China’s ride-sharing giant Didi Chuxing is expanding into the bubble-prone bike-sharing sector, the company said on last Tuesday.
Didi also confirmed that it will partly take over the running of failed bike-sharing company Bluegogo’s services, allowing Didi users to use Bluegogo’s bikes.
China’s Bluegogo, which collapsed last November, is not the first dockless bike-sharing service to fail. More than 50 years ago, Amsterdam’s Witte Fietsen - or White Bikes service - closed in a matter of days after people threw the free, unlocked, white bikes into canals and rivers, or stole them.
Consumers have forked out almost Rmb1bn ($150m) in deposits for shared bikes to groups that have since gone bust, according to a report from Ant Financial, the fintech affiliate of Alibaba, the tech company.
The figure may underestimate consumers’ exposure. The China Consumers Association, a state-run advocacy, issued a public letter in December demanding Kuqi return deposits of about $45 to each of its 16m registered users - if all users were unpaid that would add up to $720m.
The association said it had also received 210,000 complaints from users of the failed Kuqi, after the company listed a nonexistent address for users looking to reclaim their deposits.

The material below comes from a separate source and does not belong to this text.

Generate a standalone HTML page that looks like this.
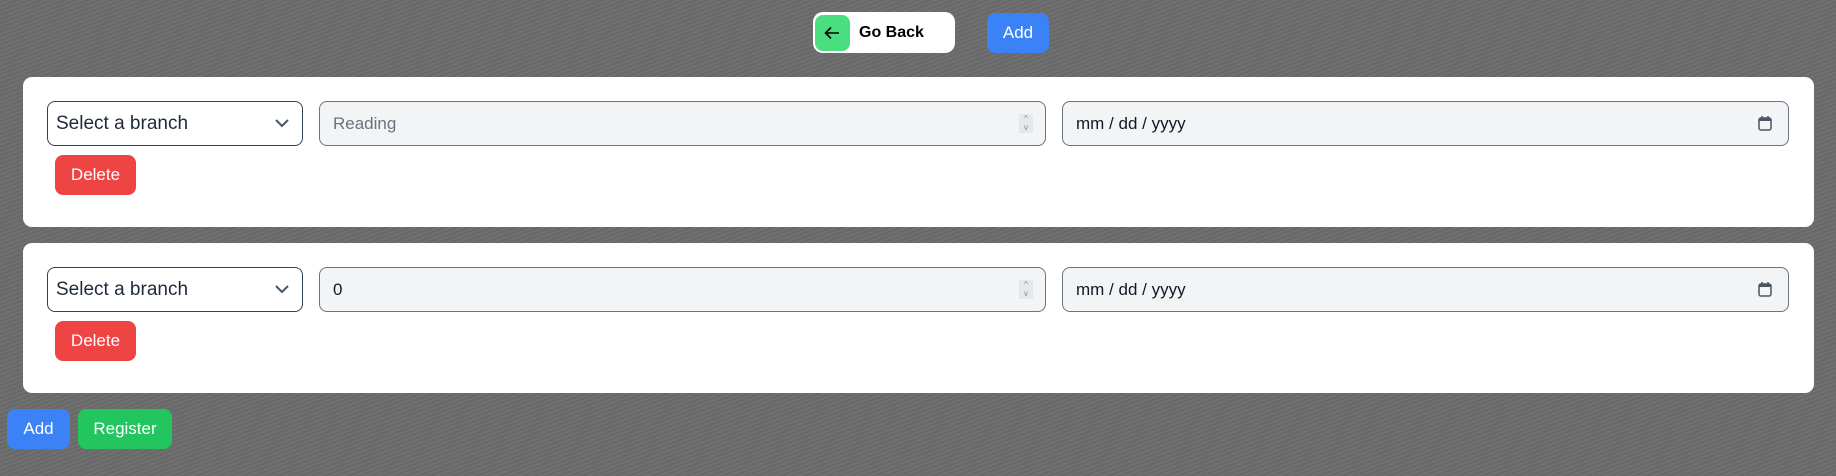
<!DOCTYPE html>
<html><head><style>
*{box-sizing:border-box;margin:0;padding:0}
body{width:1836px;height:476px;overflow:hidden;font-family:"Liberation Sans",sans-serif;
background:#6c6c6c;
background-image:repeating-linear-gradient(160deg,rgba(255,255,255,.035) 0 1px,rgba(0,0,0,.04) 1px 3px,rgba(255,255,255,.02) 3px 4px);
position:relative}
.abs{position:absolute}
.btn{position:absolute;color:#fff;border-radius:8px;font-size:17px;display:flex;align-items:center;justify-content:center}
.card{position:absolute;left:23px;width:1791px;height:150px;background:#fff;border-radius:9px}
.sel{position:absolute;left:24px;top:24px;width:256px;height:45px;border:1.5px solid #334155;border-radius:8px;font-size:19px;color:#1e293b;padding-left:8px;display:flex;align-items:center}
.inp{position:absolute;top:24px;height:45px;background:#f3f4f6;border:1.5px solid #6b7280;border-radius:8px;font-size:17px;display:flex;align-items:center;padding-left:13px}
.del{left:32px;top:78px;width:81px;height:40px;background:#ef4444}
</style></head><body>
<div class="abs" style="left:813px;top:12px;width:142px;height:41px;background:#fff;border-radius:10px">
 <div class="abs" style="left:2px;top:3px;width:35px;height:36px;background:#4ade80;border-radius:8px">
  <svg width="35" height="36" viewBox="0 0 35 36"><path d="M24 18H11M16 12.5L10.5 18L16 23.5" stroke="#000" stroke-width="1.6" fill="none"/></svg>
 </div>
 <div class="abs" style="left:46px;top:12px;font-weight:bold;font-size:16px;color:#000">Go Back</div>
</div>
<div class="btn" style="left:987px;top:13px;width:62px;height:40px;background:#3b82f6">Add</div>

<div class="card" style="top:77px">
 <div class="sel">Select a branch<svg class="abs" style="right:12px;top:15px" width="16" height="12" viewBox="0 0 16 12"><path d="M2 3l6 6 6-6" stroke="#475569" stroke-width="2" fill="none"/></svg></div>
 <div class="inp" style="left:296px;width:727px;color:#6b7280">Reading<div class="abs" style="right:12px;top:12px;width:14px;height:19px;background:#e5e7eb;font-size:8px;color:#888;text-align:center;line-height:9px">^<br>v</div></div>
 <div class="inp" style="left:1039px;width:727px;color:#111827">mm / dd / yyyy<svg class="abs" style="right:16px;top:13px" width="14" height="16" viewBox="0 0 14 16"><rect x="1" y="3" width="12" height="12" rx="2" fill="none" stroke="#4b5563" stroke-width="1.5"/><rect x="1" y="3" width="12" height="3" fill="#4b5563"/><path d="M4 1v3M10 1v3" stroke="#4b5563" stroke-width="1.5"/></svg></div>
 <div class="btn del">Delete</div>
</div>

<div class="card" style="top:243px">
 <div class="sel">Select a branch<svg class="abs" style="right:12px;top:15px" width="16" height="12" viewBox="0 0 16 12"><path d="M2 3l6 6 6-6" stroke="#475569" stroke-width="2" fill="none"/></svg></div>
 <div class="inp" style="left:296px;width:727px;color:#111827">0<div class="abs" style="right:12px;top:12px;width:14px;height:19px;background:#e5e7eb;font-size:8px;color:#888;text-align:center;line-height:9px">^<br>v</div></div>
 <div class="inp" style="left:1039px;width:727px;color:#111827">mm / dd / yyyy<svg class="abs" style="right:16px;top:13px" width="14" height="16" viewBox="0 0 14 16"><rect x="1" y="3" width="12" height="12" rx="2" fill="none" stroke="#4b5563" stroke-width="1.5"/><rect x="1" y="3" width="12" height="3" fill="#4b5563"/><path d="M4 1v3M10 1v3" stroke="#4b5563" stroke-width="1.5"/></svg></div>
 <div class="btn del">Delete</div>
</div>

<div class="btn" style="left:7px;top:409px;width:63px;height:40px;background:#3b82f6">Add</div>
<div class="btn" style="left:78px;top:409px;width:94px;height:40px;background:#22c55e">Register</div>
</body></html>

After acquiring Uber’s China arm in 2016, Didi has kept almost-total control of ride-hailing in China and is now expanding into other countries as well as other sectors. The company acquired ride-hailing app 99 last week, the major challenger to Uber in Brazil.
Didi announced it would soon launch a “comprehensive bike-sharing platform” within its app. The platform will integrate the services of Ofo - which Didi has a significant stake in - as well as Bluegogo, other potential partners, and “DiDi’s upcoming own-branded bike-sharing service,” the company revealed.